Le « petit peuple » de Kais Saied
C’est le cas du discours de Kais Saied, qui fait sienne cette confusion du triptyque. On est parti ici du « petit peuple » de la révolution, malmené, dépouillé et confisqué par les nouveaux représentants institutionnels au Parlement et au gouvernement, déraciné par des islamistes cupides et par le scrutin proportionnel dont l’absence paraît à Onfray comme une escroquerie démocratique, et dont l’existence paraît à Saied comme un affront au peuple réel (à chacun son peuple). Le « petit peuple » de la révolution ressort comme une victime de la guerre entre nouveaux riches de la révolution et extension de l’indigence. Sa victoire électorale s’est faite au nom du « petit peuple » violé, abandonné et encore méprisé par les politiques et les entrepreneurs. Le « petit peuple » de Saied s’est agrandi aux élections, favorisé par un deuxième tour chanceux, se transmuant explicitement en « peuple électoral », majoritaire et donc « populaire », sur le plan présidentiel seulement. Mais, c’est toujours au nom du « petit peuple » contre les « corrompus » et les « voleurs » que tourne le discours du président Saied. Il s’en tient encore au « petit peuple » en dépit de son élargissement électoral en « peuple » et de la « popularité » de son camp. Un petit peuple qu’il oppose à tous, élites, partis, députés, entrepreneurs, journalistes. On est encore avec Kais Saied sous la démocratie du « petit peuple », qui s’est avéré un véritable capital électoral, rentable et porteur. Même l’état d’exception s’est fait au nom du « petit peuple » contre la corruption des institutions et des hommes.

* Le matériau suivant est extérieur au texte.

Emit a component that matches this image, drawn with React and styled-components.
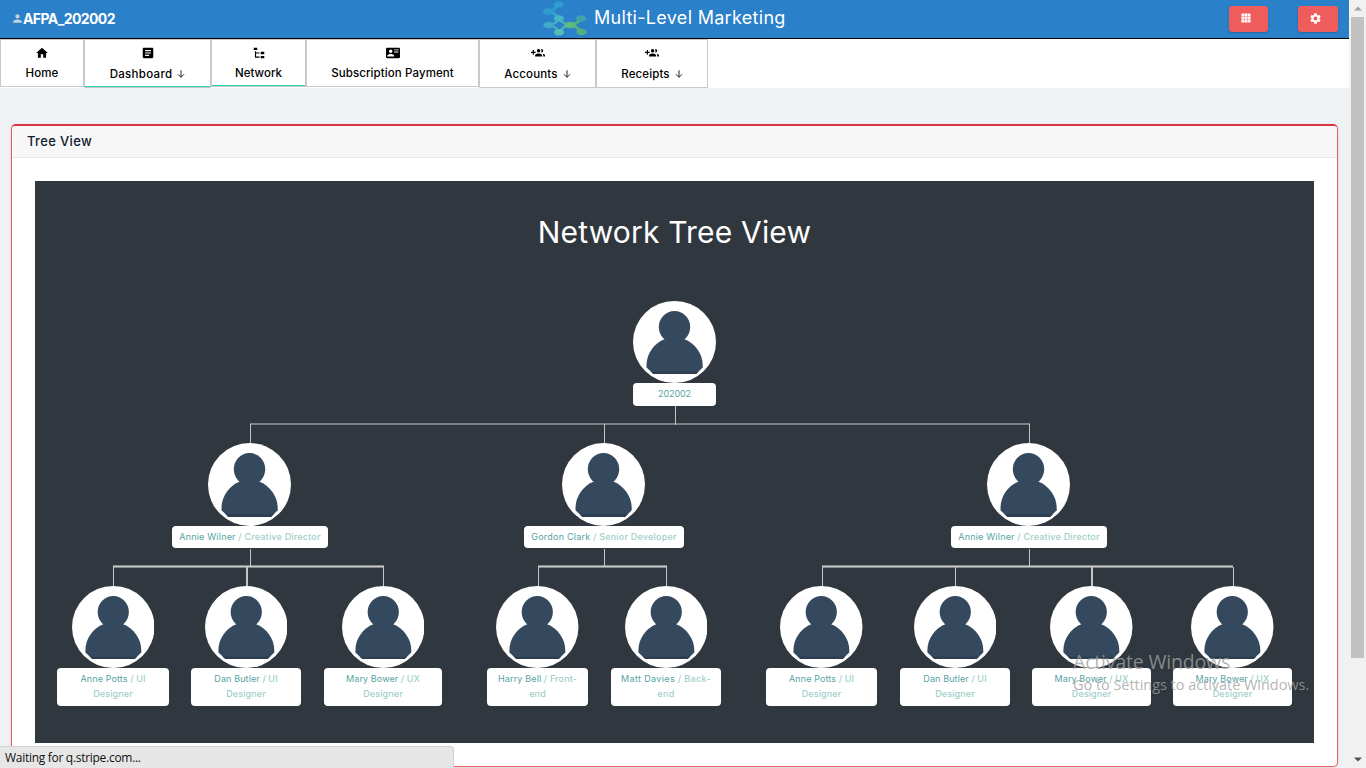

« Petit peuple » ou « peuple » sont bien l’appât des néo-populistes. Tout le monde s’agrippe au nom du « peuple » ou « petit peuple », en leur attribuant une certaine « popularité ». On leur fait même dire et vouloir des choses (réformes institutionnelles, révision constitutionnelles, code électoral) qui n’ont sans doute jamais traversées leur esprit. Le peuple de toujours, le peuple historique, le peuple éternel, personne n’en parle. Il a pourtant beaucoup de choses à dire et à renier, notamment sur les errements du jour.